Los sociólogos suelen coincidir en que las normas sociales impiden, por lo general, que las interacciones entre la gente sean fuente de decepción. La agresión de un mal llamado “hincha” del Tolima a un jugador de Millonarios en plena cancha, es una imagen ciertamente decepcionante. Sin embargo, aún más decepcionante fue ver a un nutrido grupo de seguidores del “vino tinto y oro” aplaudir como a un héroe al agresor. La violencia exaltada, reconocida, aclamada. Esas tristes imágenes son un recordatorio de que aquella frase autocomplaciente “los buenos somos más” es además de maniquea y excluyente, sencillamente hipócrita. Esta semana hubo dos movilizaciones callejeras, una a favor del gobierno y la otra en contra. No nos damos cuenta de que nuestros defectos como sociedad no están en el gobierno, están en la sociedad misma. Los gobiernos son, en muy buena medida, reflejo de la sociedad. De ahí que haya rasgos grotescos de la política colombiana que no desaparecen con la alternancia. Obvio, los gobiernos importan como importa elegir bien y fiscalizar la gestión de quienes son elegidos.
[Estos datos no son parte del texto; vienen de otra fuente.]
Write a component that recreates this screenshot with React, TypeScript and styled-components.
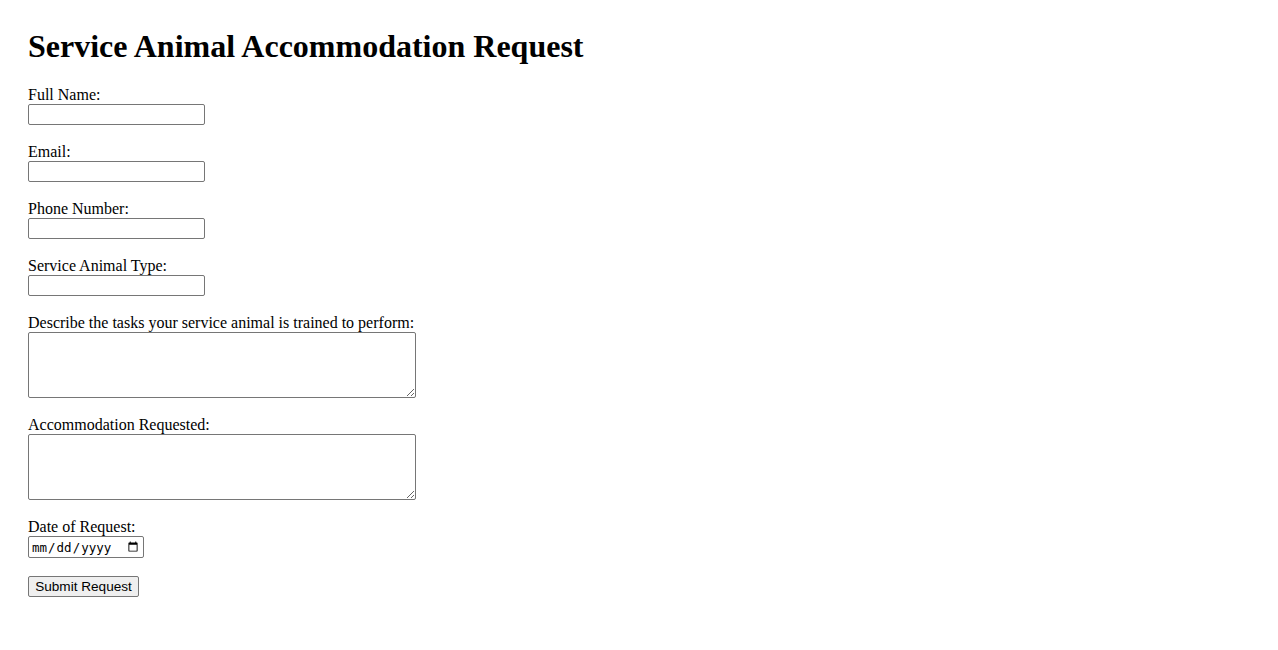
import React from "react";
import styled, { createGlobalStyle } from "styled-components";

const GlobalStyle = createGlobalStyle`
  html, body {
    margin: 0;
    padding: 0;
    background: #ffffff;
  }
  body {
    font-family: "Liberation Serif", "Times New Roman", serif;
    font-size: 16px;
    color: #000000;
  }
`;

const Page = styled.div`
  padding: 28px 28px 40px 28px;
`;

const Title = styled.h1`
  margin: 0 0 21px 0;
  font-family: "Liberation Serif", "Times New Roman", serif;
  font-size: 32px;
  font-weight: bold;
  line-height: 37px;
`;

const Form = styled.form`
  display: flex;
  flex-direction: column;
  align-items: flex-start;
`;

const Field = styled.div`
  display: flex;
  flex-direction: column;
  align-items: flex-start;
  margin-bottom: 18px;
`;

const Label = styled.label`
  display: block;
  height: 18px;
  line-height: 18px;
  font-size: 16px;
  font-family: "Liberation Serif", "Times New Roman", serif;
  white-space: nowrap;
`;

const TextInput = styled.input`
  display: block;
  box-sizing: border-box;
  width: 177px;
  height: 21px;
  margin: 0;
  padding: 1px 2px;
  border: 1px solid #767676;
  border-radius: 2px;
  background: #ffffff;
  font-family: "Liberation Sans", Arial, sans-serif;
  font-size: 13.33px;
`;

const TextArea = styled.textarea`
  display: block;
  box-sizing: border-box;
  width: 388px;
  height: 66px;
  margin: 0;
  padding: 2px;
  border: 1px solid #767676;
  border-radius: 2px;
  background: #ffffff;
  font-family: "Liberation Mono", monospace;
  font-size: 13.33px;
`;

const DateInput = styled.input`
  display: block;
  box-sizing: border-box;
  width: 116px;
  height: 22px;
  margin: 0;
  padding: 1px 2px;
  border: 1px solid #767676;
  border-radius: 2px;
  background: #ffffff;
  font-family: "DejaVu Sans Mono", "Liberation Mono", monospace;
  font-size: 12.5px;
  color: #000;
`;

const SubmitButton = styled.button`
  box-sizing: border-box;
  width: 111px;
  height: 21px;
  margin: 0;
  padding: 1px 4px;
  border: 1px solid #767676;
  border-radius: 2px;
  background: #efefef;
  font-family: "Liberation Sans", Arial, sans-serif;
  font-size: 13.6px;
  color: #000;
  line-height: 15px;
  text-align: center;
`;

export default function App() {
  return (
    <>
      <GlobalStyle />
      <Page>
        <Title>Service Animal Accommodation Request</Title>
        <Form onSubmit={(e) => e.preventDefault()}>
          <Field>
            <Label htmlFor="fullName">Full Name:</Label>
            <TextInput id="fullName" type="text" />
          </Field>
          <Field>
            <Label htmlFor="email">Email:</Label>
            <TextInput id="email" type="email" />
          </Field>
          <Field>
            <Label htmlFor="phone">Phone Number:</Label>
            <TextInput id="phone" type="tel" />
          </Field>
          <Field>
            <Label htmlFor="animalType">Service Animal Type:</Label>
            <TextInput id="animalType" type="text" />
          </Field>
          <Field>
            <Label htmlFor="tasks">Describe the tasks your service animal is trained to perform:</Label>
            <TextArea id="tasks" />
          </Field>
          <Field>
            <Label htmlFor="accommodation">Accommodation Requested:</Label>
            <TextArea id="accommodation" />
          </Field>
          <Field>
            <Label htmlFor="date">Date of Request:</Label>
            <DateInput id="date" type="date" />
          </Field>
          <SubmitButton type="submit">Submit Request</SubmitButton>
        </Form>
      </Page>
    </>
  );
}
Sin embargo, el cambio real depende más de la cultura en general y de la cultura política en particular, que de las políticas públicas.
Más grave que la agresión al jugador en la cancha es la exaltación pública y espontánea del agresor. Eso pone en evidencia las profundas fallas éticas de nuestra sociedad. Colombia sufre de anomia. Ese es un concepto sociológico clásico que literalmente significa “ausencia de normas”. En realidad, como señala el sociólogo alemán Peter Waldmann, la anomia significa que la comunidad ha renunciado a exigir ciertos comportamientos dado que los individuos ya no los observan o no los respetan y, además, las violaciones de esos comportamientos no acarrean sanción alguna. La anomia a la colombiana es aún peor porque no solo no hay sanción al agresor, sino que este es reconocido como un héroe. El episodio en el estadio Manuel Murillo Toro es apenas una muestra de algo que ocurre con frecuencia en nuestro país.
Fue el francés Emile Durkheim quien introdujo el concepto de anomia a la sociología. Durkheim proponía una distinción entre “reglas” y “normas”. Las primeras las entendía como prescripciones obligatorias que solo se convierten en normas cuando han sido internalizadas por los individuos en sus procesos de socialización. La educación es una manera de evitar la anomia. Por supuesto, cuando la educación es entendida como algo más que la mera formación de “recursos humanos” y es realmente de calidad, es decir, promueve la imaginación, la empatía y la convivencia. Con una educación segregada entre una oferta costosa con cierta formación técnica pero arribista de un lado –con algunas excepciones- y una oferta de mala calidad para la población de bajos ingresos, es difícil que esta pueda contrarrestar la anomia.
Durkheim advertía que en la esfera económica los actos más censurables suelen estar absueltos por el éxito. Esa advertencia resuena en una sociedad que, como la colombiana, está permeada por un individualismo excesivo, un arribismo odioso y una escasa aversión a la violencia. Esa anomia a la colombiana tiene mucho que ver también con lo que Edward Banfield identificó como “familismo amoral”, es decir, la lealtad hacia la familia a expensas de los compromisos con la comunidad y las normas sociales. Un estudio de hace unos años sobre “valores, representaciones y capital social en Antioquia” halló fuerte evidencia de la presencia de “familismo amoral” en ese departamento. Al agresor en Ibagué –un estudiante de administración de empresas- muy pronto salió a defenderlo su papá, un conocido comerciante de la ciudad.